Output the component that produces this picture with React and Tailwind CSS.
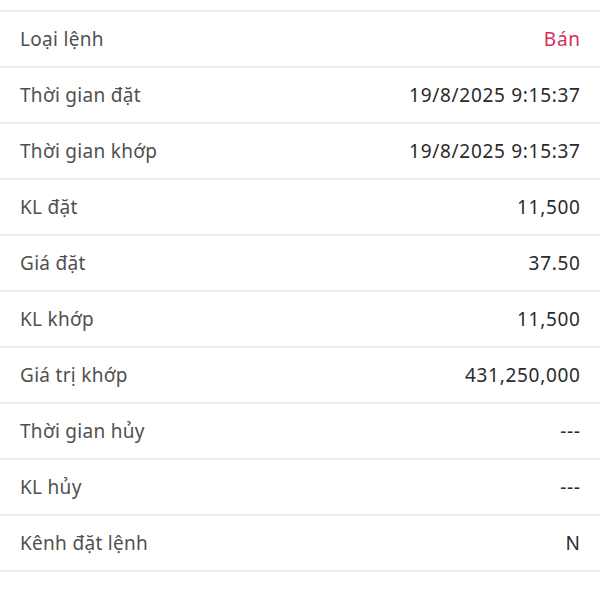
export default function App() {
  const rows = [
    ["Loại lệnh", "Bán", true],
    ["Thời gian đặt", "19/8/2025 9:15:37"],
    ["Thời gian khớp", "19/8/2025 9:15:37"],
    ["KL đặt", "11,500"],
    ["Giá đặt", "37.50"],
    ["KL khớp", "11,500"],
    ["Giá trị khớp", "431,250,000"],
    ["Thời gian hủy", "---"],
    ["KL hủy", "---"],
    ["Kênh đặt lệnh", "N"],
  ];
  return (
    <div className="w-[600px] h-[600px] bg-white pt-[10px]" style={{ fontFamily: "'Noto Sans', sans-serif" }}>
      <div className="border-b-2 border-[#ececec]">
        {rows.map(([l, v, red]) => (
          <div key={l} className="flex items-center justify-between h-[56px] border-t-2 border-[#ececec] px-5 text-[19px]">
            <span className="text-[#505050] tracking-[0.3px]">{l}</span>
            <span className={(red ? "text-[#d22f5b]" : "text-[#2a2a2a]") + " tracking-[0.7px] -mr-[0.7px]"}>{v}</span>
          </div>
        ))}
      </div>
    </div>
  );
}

_Task:_
Copy every line of the data exactly as written, excluding the pictures.

_Response to this exercise:_
Output the component that produces this picture with React and Tailwind CSS.
export default function App() {
  const rows = [
    ["Loại lệnh", "Bán", true],
    ["Thời gian đặt", "19/8/2025 9:15:37"],
    ["Thời gian khớp", "19/8/2025 9:15:37"],
    ["KL đặt", "11,500"],
    ["Giá đặt", "37.50"],
    ["KL khớp", "11,500"],
    ["Giá trị khớp", "431,250,000"],
    ["Thời gian hủy", "---"],
    ["KL hủy", "---"],
    ["Kênh đặt lệnh", "N"],
  ];
  return (
    <div className="w-[600px] h-[600px] bg-white pt-[10px]" style={{ fontFamily: "'Noto Sans', sans-serif" }}>
      <div className="border-b-2 border-[#ececec]">
        {rows.map(([l, v, red]) => (
          <div key={l} className="flex items-center justify-between h-[56px] border-t-2 border-[#ececec] px-5 text-[19px]">
            <span className="text-[#505050] tracking-[0.3px]">{l}</span>
            <span className={(red ? "text-[#d22f5b]" : "text-[#2a2a2a]") + " tracking-[0.7px] -mr-[0.7px]"}>{v}</span>
          </div>
        ))}
      </div>
    </div>
  );
}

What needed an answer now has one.